There’s something about a real tree that hits different. A fake tree can get lights up fast, no mess, no pine needles on the floor, on and on. But this winter, fake isn’t cheap. Tariffs have hiked up the cost for import-heavy fake trees, and — surprise — that’s got people reconsidering the sentimental, old-school option: the real fir or pine, snagged fresh from a stand.


And that’s a win on more than just nostalgia.


Real Christmas trees bring something electric — the smell of fresh pine, the subtle crackle when lights go on, the festive event of going with the family to select just the right one — little reminders that this holiday thing has roots.
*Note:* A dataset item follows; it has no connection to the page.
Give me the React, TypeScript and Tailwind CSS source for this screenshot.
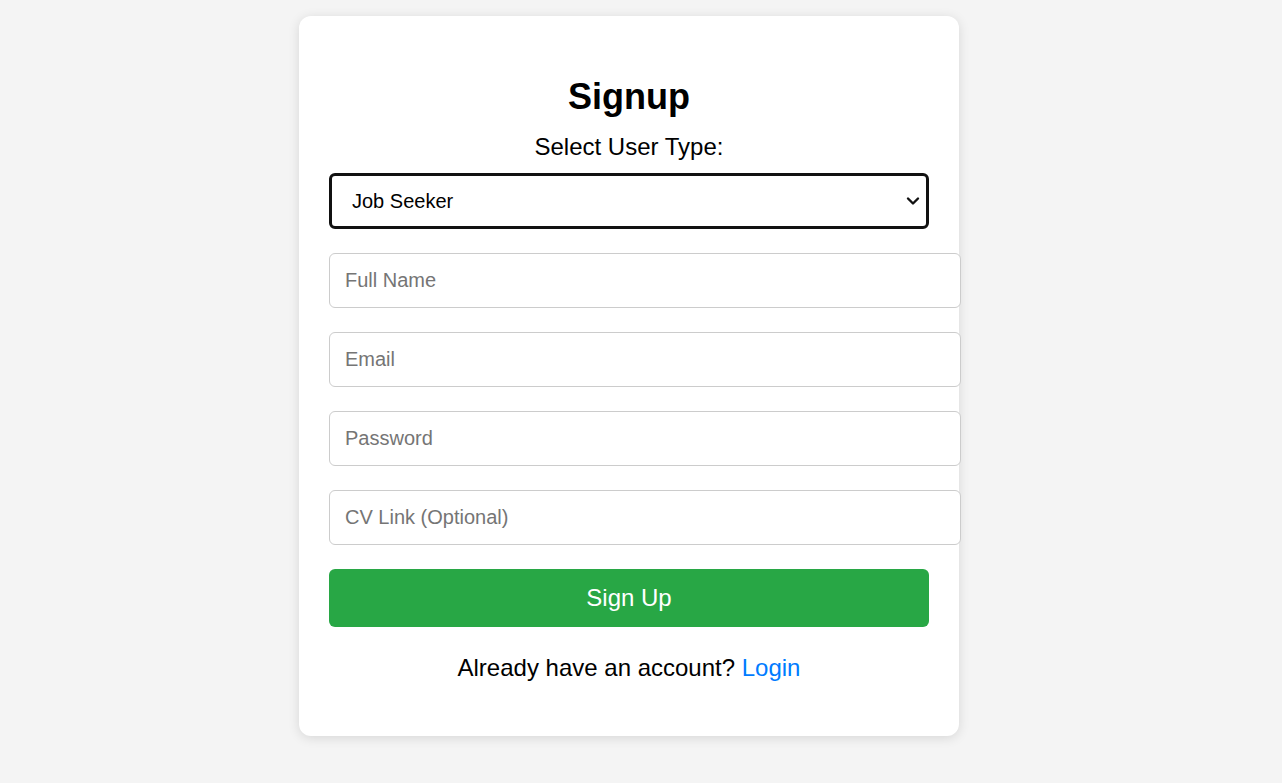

Roots in real soil, real farms, real seasons. Every time you barrel into a pick-and-cut farm with your family or hit up a local lot to haul out a tree, you’re keeping alive a tradition.


There’s also something quietly sustainable about it — especially if you take it outside and torch it in January. You get holiday vibes, and less long-term waste.


This shift is something deeper we've seen before: when the easy, disposable, knock-off option fails, people default back to something authentic. That’s human. It’s like wanting home-cooked comfort food, and expect Ramen to do the job. They crave the familiar. The real. The grounded. Meanwhile, would you believe that according to a recent Fortune study, it showed that more than 85% of Christmas trees purchased each year, are artificial?


The so-called 'Fake tree advantages' are really just plastic, sterile, amateurish excuses.

There’s no better time to let the house fill with real pine aroma, real memories, and real wood.


This season, picking a real Christmas tree isn’t backward. It’s a solid move. It’s a return to roots. And in a world that keeps trying to sell you ease and plastic illusions, maybe what we need is a little more real.